Il rôde autour des filles. Il surveille leur va-et-vient. Il est en tenue de camouflage. Le blouson en cuir noir lui permet de se faire discret sous le ciel de jais. Franco (prénom modifié), l’oiseau de nuit, est un maquereau. Il nous «prêterait» volontiers sa «copine», qui trace, un peu plus loin. Il est même prêt à nous faire un prix. «En principe, c’est Rs 1 500. Mais si c’est pour plusieurs heures, kapav fer enn lizaz.» Les étrangers, eux, risquent de se faire plumer par le corbeau. Calme et posé, Franco a une voix à la Barry White, un physique à la Eddy Murphy. Barry Murphy nous fait également comprendre que les «extras», comme le strip-tease, coûtent plus cher. Il troue également le porte-monnaie des lesbiennes et des sodomites. «Il faut montrer plus de billets pour ça…» Le pourcentage qui revient à Franco ? Il n’est pas fixe. Ce sont les filles qui décident si elles veulent le gâter ou pas, assure-t-il. N’empêche, le maquereau se charge de protéger ses sirènes et d’effaroucher les requins trop entreprenants. Avant de s’en aller, Franco réclame une cigarette. Il va rejoindre les filles, qui se font allumer. Même s’il est rarement dans le feu de l’action, il veille au grain. Franco n’est jamais loin…
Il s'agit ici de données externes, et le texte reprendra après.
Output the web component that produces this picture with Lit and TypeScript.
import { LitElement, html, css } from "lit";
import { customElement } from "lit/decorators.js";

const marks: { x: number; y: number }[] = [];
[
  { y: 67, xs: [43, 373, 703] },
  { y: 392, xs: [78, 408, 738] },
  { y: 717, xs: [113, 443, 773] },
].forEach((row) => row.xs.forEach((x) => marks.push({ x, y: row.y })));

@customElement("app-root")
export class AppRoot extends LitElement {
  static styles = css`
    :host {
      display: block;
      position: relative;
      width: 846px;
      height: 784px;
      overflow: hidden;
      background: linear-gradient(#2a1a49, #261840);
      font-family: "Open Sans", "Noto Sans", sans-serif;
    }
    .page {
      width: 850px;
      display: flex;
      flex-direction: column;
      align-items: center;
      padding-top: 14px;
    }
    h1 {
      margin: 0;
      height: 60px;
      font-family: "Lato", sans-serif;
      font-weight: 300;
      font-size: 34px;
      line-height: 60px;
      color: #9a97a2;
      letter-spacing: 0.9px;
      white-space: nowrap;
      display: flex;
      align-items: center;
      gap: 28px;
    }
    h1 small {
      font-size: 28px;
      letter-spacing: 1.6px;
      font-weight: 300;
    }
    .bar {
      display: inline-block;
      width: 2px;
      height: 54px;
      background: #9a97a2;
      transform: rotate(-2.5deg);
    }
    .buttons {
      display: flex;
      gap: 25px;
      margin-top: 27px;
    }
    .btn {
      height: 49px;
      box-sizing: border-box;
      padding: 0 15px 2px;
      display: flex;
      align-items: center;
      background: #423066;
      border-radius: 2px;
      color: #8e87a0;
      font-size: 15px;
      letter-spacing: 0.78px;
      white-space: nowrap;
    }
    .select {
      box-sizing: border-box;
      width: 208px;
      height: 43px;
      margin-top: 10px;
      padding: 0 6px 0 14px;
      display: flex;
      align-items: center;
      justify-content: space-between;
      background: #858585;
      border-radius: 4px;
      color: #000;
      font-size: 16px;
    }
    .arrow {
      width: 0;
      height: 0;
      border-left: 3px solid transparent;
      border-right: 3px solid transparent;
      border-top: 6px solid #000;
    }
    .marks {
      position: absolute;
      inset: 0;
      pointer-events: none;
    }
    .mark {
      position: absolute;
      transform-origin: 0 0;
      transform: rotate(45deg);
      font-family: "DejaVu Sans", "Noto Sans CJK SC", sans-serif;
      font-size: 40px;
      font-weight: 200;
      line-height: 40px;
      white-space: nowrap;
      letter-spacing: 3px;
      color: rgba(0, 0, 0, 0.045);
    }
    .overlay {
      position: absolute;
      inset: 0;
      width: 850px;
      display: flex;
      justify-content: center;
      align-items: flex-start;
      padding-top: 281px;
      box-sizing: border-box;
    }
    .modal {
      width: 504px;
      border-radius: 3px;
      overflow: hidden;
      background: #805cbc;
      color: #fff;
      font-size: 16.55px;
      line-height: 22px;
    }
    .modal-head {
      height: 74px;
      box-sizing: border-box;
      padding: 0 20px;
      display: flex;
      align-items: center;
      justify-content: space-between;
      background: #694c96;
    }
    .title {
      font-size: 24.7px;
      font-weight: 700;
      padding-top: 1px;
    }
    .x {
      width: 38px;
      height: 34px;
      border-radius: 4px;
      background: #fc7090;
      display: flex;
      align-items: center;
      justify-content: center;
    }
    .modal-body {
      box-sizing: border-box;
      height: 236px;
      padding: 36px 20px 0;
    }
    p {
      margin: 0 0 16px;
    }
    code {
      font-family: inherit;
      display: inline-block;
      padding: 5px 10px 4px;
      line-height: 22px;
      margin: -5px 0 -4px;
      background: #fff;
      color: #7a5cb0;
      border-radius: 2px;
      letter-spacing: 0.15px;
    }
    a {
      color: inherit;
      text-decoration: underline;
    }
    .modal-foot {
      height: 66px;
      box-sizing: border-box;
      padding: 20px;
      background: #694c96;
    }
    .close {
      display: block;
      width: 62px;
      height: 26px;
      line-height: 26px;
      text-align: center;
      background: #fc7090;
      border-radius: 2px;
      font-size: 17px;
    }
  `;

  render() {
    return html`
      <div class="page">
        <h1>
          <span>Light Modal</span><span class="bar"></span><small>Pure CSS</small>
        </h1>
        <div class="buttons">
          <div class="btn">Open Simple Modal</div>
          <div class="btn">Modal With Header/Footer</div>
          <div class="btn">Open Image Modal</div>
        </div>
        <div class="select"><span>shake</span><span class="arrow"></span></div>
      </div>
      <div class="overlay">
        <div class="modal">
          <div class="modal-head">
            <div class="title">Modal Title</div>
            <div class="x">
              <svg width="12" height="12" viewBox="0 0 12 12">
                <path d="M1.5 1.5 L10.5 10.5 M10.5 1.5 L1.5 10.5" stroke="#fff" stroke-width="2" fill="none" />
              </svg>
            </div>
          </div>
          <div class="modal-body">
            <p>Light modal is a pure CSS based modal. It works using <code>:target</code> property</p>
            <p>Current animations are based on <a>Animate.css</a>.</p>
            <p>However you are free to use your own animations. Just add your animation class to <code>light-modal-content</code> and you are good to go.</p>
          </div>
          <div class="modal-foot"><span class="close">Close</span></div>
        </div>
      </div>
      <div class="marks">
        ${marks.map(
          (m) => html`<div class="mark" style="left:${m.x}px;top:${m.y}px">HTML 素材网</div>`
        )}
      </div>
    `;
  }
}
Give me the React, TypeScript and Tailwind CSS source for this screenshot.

Ana, mère et fille de joie

Elles ont entre 20 et 25 ans. Portent des tenues de tous les jours, des chaussures plates, sont allées chez le coiffeur avant de venir au «boulot». Et, trois de celles que nous avons rencontrées sont mamans. Le visage poupon d’Ana (prénom modifié) sort de l’ordinaire. À 21 ans, la jeune femme est à peine sortie de l’adolescence. Mais elle a elle-même un enfant de 6 ans. Elle a commencé à se prostituer il y a quelques jours seulement. «Pour nourrir son bébé», dit-elle. Elle a beau être novice, elle semble maîtriser l’art de la négociation.

Le tarif pour une heure : Rs 1 500. Sans une once d’hésitation, elle est prête à nous suivre au campement. «Passez me prendre dans 15 minutes», lâche-t-elle après quelques minutes. Elle précise qu’elle viendra avec quelques copines, «bann parey kouma [mwa]», qui ont tout récemment rejoint le monde de la nuit. «Nous serons seules si vous nous assurez que nous ne courons aucun danger.»

Entre deux coups de fil, elle «chasse» un motocycliste à qui elle refuse de donner son prénom. Il insiste. Difficile de repousser un taureau en rut quand on entre dans l’arène en agitant le drapeau rouge. Mais elle ne cède pas. Dans sa voix, l’assurance d’une femme d’affaires. La nécessité est elle aussi mère d’industrie.